First, we need to read the data in, convert the numeric id and sex indicators to factor class variables, and load the ggplot2 package that we will use to make the graphs.
## read in data set (tolerance data from the ALDA book)
tolerance <- read.table("http://www.ats.ucla.edu/stat/r/examples/alda/data/tolerance1_pp.txt",
sep = ",", header = TRUE)
## change id and male to factor variables
tolerance <- within(tolerance, {
id <- factor(id)
male <- factor(male, levels = 0:1, labels = c("female", "male"))
})
## view the first few rows of the dataset
head(tolerance)
id age tolerance male exposure time
1 9 11 2.23 female 1.54 0
2 9 12 1.79 female 1.54 1
3 9 13 1.90 female 1.54 2
4 9 14 2.12 female 1.54 3
5 9 15 2.66 female 1.54 4
6 45 11 1.12 male 1.16 0
## load ggplot2 package to make the graphs
require(ggplot2)
Now we are ready to start creating graphs. We begin by plotting tolerance on the y axis and time on the x axis. The ggplot2 package is based on the Grammar of Graphics by Leland Wilkinson. The theoretical structure behind how a graph is created is similar to how we might form a sentence. There are basic, structural components, things that say how one variable relates to another, and modifiers (like adjectives or adverbs) that control things like size, colour, shape, etc. All graphs start off with a base component that defines the data to be used, and indicates how variables are mapped to the graph. In our case, the data set is 'tolerance', we are mapping time to the x axis, tolerance (the variable inside the dataset, not the data set itself) to the y axis, and we will group things by id. All of this information is created and stored in the object, 'p' (for plot).

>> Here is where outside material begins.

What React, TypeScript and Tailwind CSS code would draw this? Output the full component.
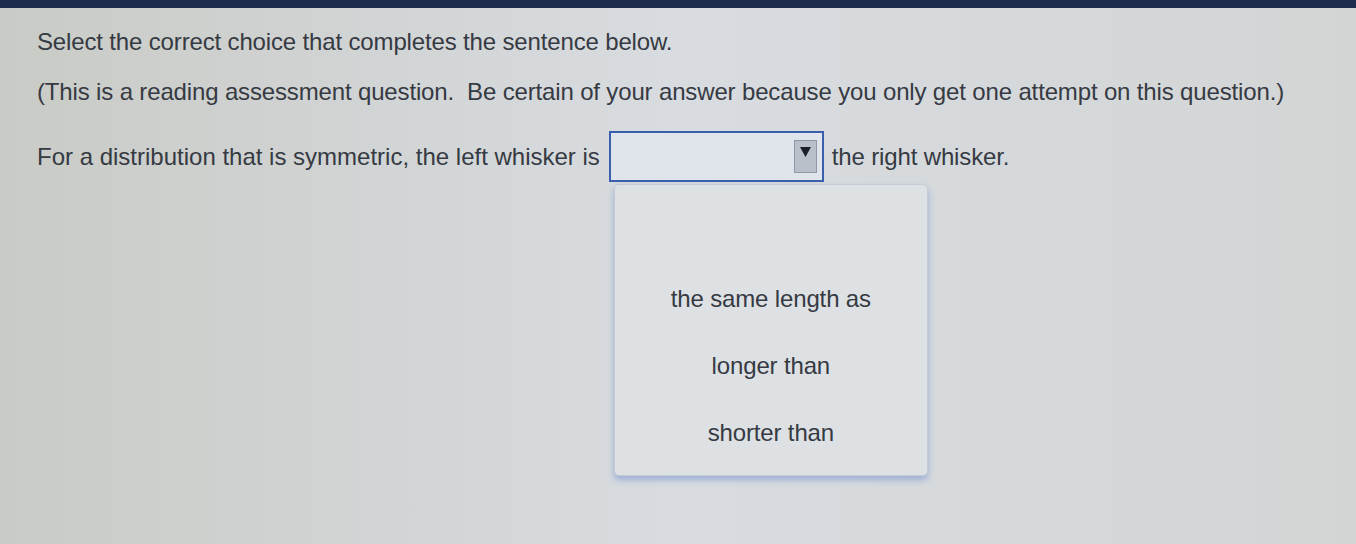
import React from 'react';

const options = ['the same length as', 'longer than', 'shorter than'];

export default function App() {
  return (
    <div className="w-[1356px] h-[544px] overflow-hidden bg-gradient-to-r from-[#c9cbc6] via-[#d8dce0] to-[#d3d5d5] text-[#363a43] font-['Liberation_Sans',Arial,sans-serif]">
      {/* top bar */}
      <div className="h-[8px] bg-[#1f2b4c]" />

      <div className="pl-[37px] pt-[20px]">
        <p className="text-[24px] leading-[28px] tracking-[-0.15px]">
          Select the correct choice that completes the sentence below.
        </p>
        <p className="mt-[22px] text-[24px] leading-[28px] tracking-[-0.15px] whitespace-pre">
          (This is a reading assessment question.  Be certain of your answer because you only get one attempt on this question.)
        </p>

        <div className="mt-[25px] flex items-center text-[24px] leading-[28px]">
          <span>For a distribution that is symmetric, the left whisker is</span>
          <div className="relative ml-[9px] mr-[8px]">
            <div className="w-[215px] h-[51px] border-2 border-[#3a5fae] bg-[#e0e5eb] flex items-center justify-end pr-[5px]">
              <div className="w-[23px] h-[33px] bg-[#b9c0c9] border border-[#8e98a6] flex items-start justify-center pt-[6px]">
                <svg width="11" height="10" viewBox="0 0 11 10">
                  <path d="M0 0 H11 L5.5 10 Z" fill="#1c1f26" />
                </svg>
              </div>
            </div>

            {/* open menu */}
            <div className="absolute left-[5px] top-[53px] w-[314px] h-[292px] rounded-[5px] border border-[#c4cbd4] bg-[#dde1e4] shadow-[0_4px_6px_rgba(110,140,210,0.55)] flex flex-col items-center pt-[100px] gap-[39px]">
              {options.map(o => (
                <div key={o} className="text-[24px] leading-[28px] tracking-[-0.15px]">
                  {o}
                </div>
              ))}
            </div>
          </div>
          <span className="tracking-[-0.15px]">the right whisker.</span>
        </div>
      </div>
    </div>
  );
}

## define base for the graphs and store in object 'p' p <- ggplot(data = tolerance, aes(x = time, y = tolerance, group = id))
Note that no graph is created yet. All we have said is how to map the data to the graph. We have not indicated what should be drawn. The shapes that are drawn are called geoms. Geoms are typically very basic building blocks (although there are more complex ones) consisting of things like points, lines, and polygons. These few things can be combined to create a virtually endless set of visualizations. For now, we will just look at points and lines. Notice how the variable mapping remains unchanged. All we need to vary is the shape being created.
## just plotting points (a.k.a., scatterplot) p + geom_point()##simple spaghetti plot p + geom_line()
This grammar of graphics system may seem difficult for a simple little scatter plot, and it is. Its value is in flexibility to create far more complex visualizations with minimal change. We see the spaghetti plot, but perhaps there are differences based on sex. We could compare the mean tolerance for females and males, but what if there was an interaction between time and male such that the effect of time on tolerance depends on whether an individual is female or male? Visual inspection is easy; we will simply create two separate subplots for females and males. To facilitate detection of main sex effects, we plot both subplots on the same scales (the default).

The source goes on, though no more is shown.